Andan en estos días anunciando en la tele los tigretones, que parece que han vuelto, o tal vez nunca se fueron y yo los perdí de vista como perdí de vista aquel trompo que me hizo mi padre, la taleguilla que me cosió mi madre para guardar las bolas, y algunas cosas más de los días azules. La cuestión es que después de ver el anuncio fui a comprarme un tigretón. Debo confesar que tenía más curiosidad que hambre. Quería hacer un ejercicio proustiano, ir en busca del tiempo perdido, recuperar aquellos sabores y aquel aroma que tanto me gustaban cuarenta años atrás, día arriba, día abajo, cuando yo era un niño despreocupado, como casi todos, un niño que en los primeros años de la década de los setenta jugaba en una calle bañada de sol.

Pero aquello no fue lo que era o, al menos, no lo que yo recordaba. El Polaco Goyeneche ponía en mi cabeza voz a la decepción con los acordes tristes de Como dos extraños, el tango inmortal de José María Contursi, que dice en su estribillo «cómo cambian las cosas los años».

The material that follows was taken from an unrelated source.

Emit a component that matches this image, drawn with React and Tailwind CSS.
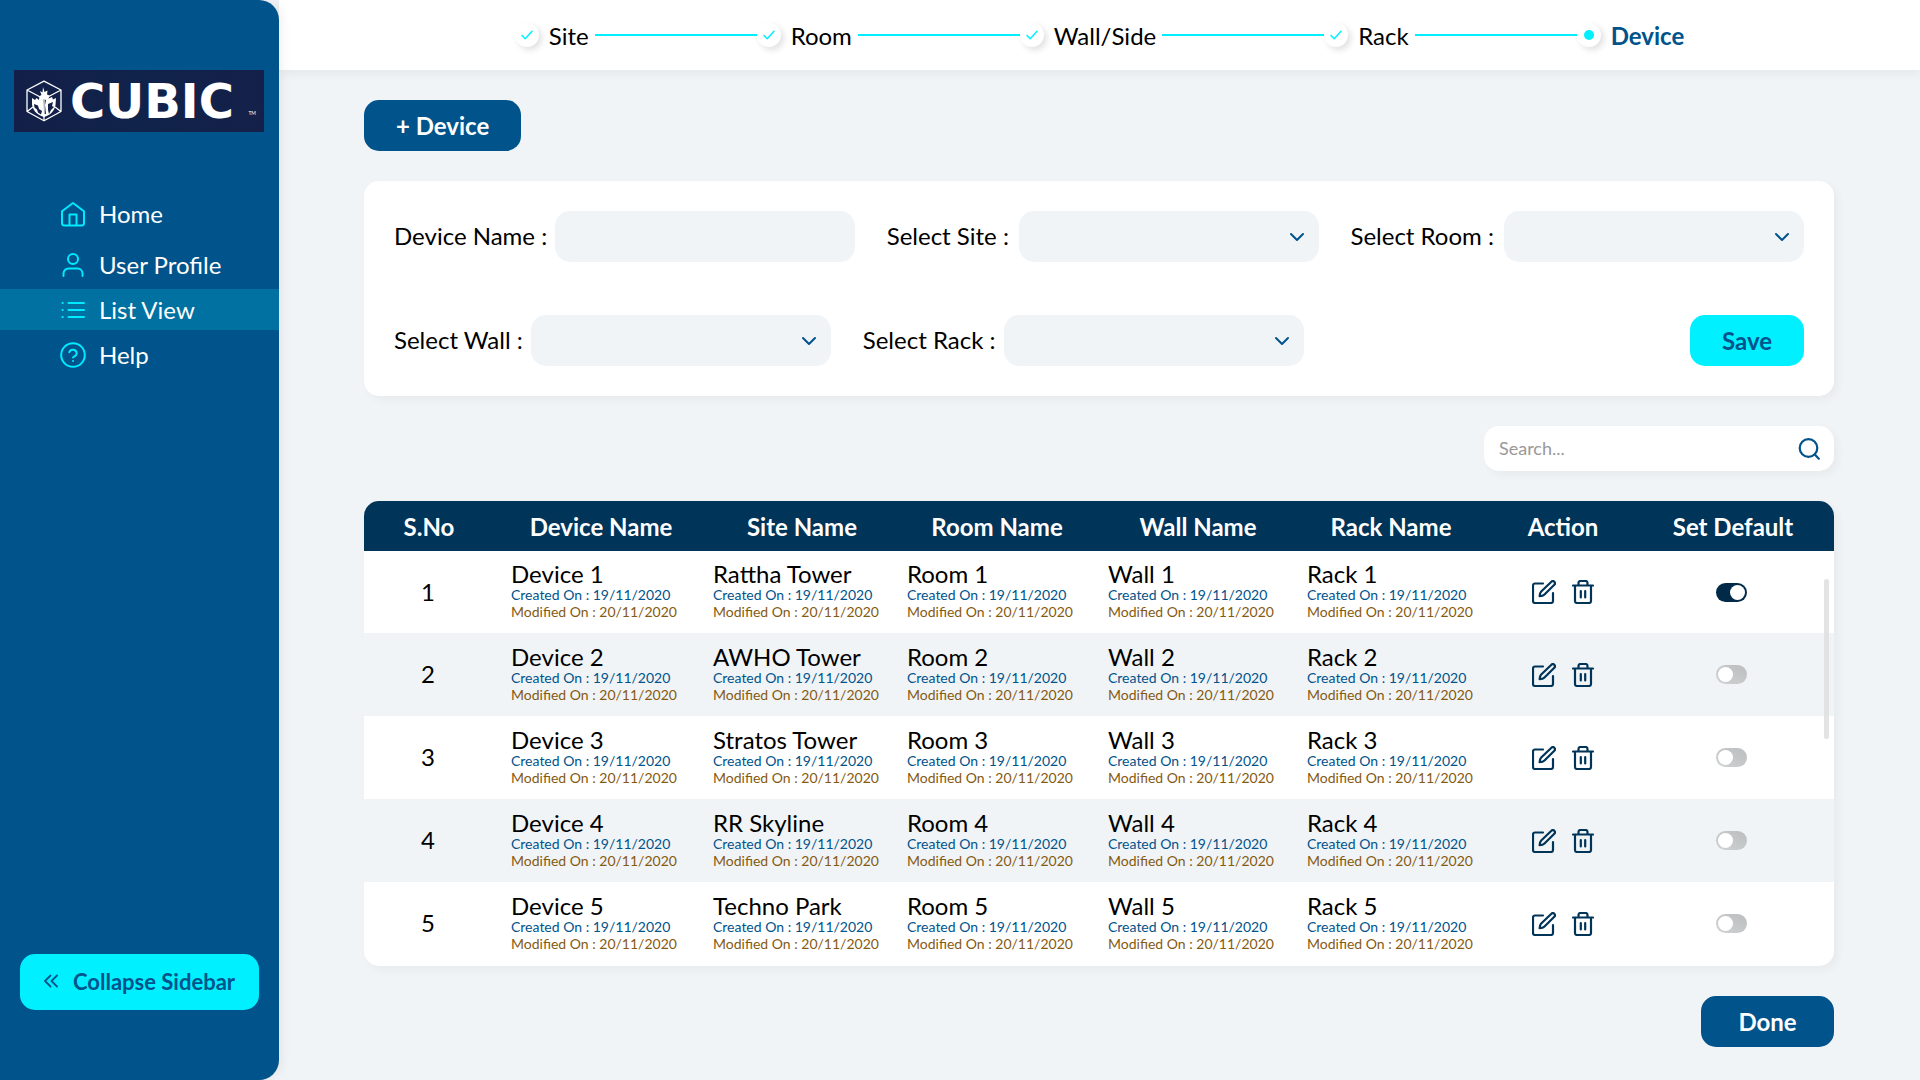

Luego, ya metido en una espiral de difícil salida, busqué entre las viejas fotos y di con una del chaval de dieciséis años que, al parecer, alguna vez fui. La comparé con un retrato reciente. De nuevo el tango revoloteándome la cabeza. Cómo cambian las cosas los años. Acaso queda, entre los dos de las fotografías (una foto, lo dijo Luis Eduardo Aute, es la prueba más real de que todo es mentira), un remoto parecido familiar, un no sé qué de parientes lejanos, de esos que ni siquiera coinciden en las bodas o en los entierros, que acaso ni viven en la misma ciudad. Ya no soy aquel y tengo serias dudas de si alguna vez lo fui. Me pregunto dónde quedó ese muchacho, dónde sus ilusiones, dónde su risa.

Hay que tener cuidado con los tigretones. Desde que lo compré ando algo cabizbajo, sumido en meditaciones, tratando, hasta ahora inútilmente, de descifrar el sentido de todo esto, intentando encontrar al menos una razón para que la vida no resulte un auténtico desvarío, un brutal absurdo con Trump al fondo. Borges sostenía que «el tiempo y el destino se parecen los dos», tal vez porque tienen una extraña forma de ir sincronizando sus amenazas.

Sólo se es joven una vez, y muy brevemente. Luego el tiempo echa a correr y ya no hay quien lo alcance. El tiempo es un fugitivo «que ni se para ni tropieza», un gran depredador del que no puede defendernos nadie, ni siquiera un tigretón.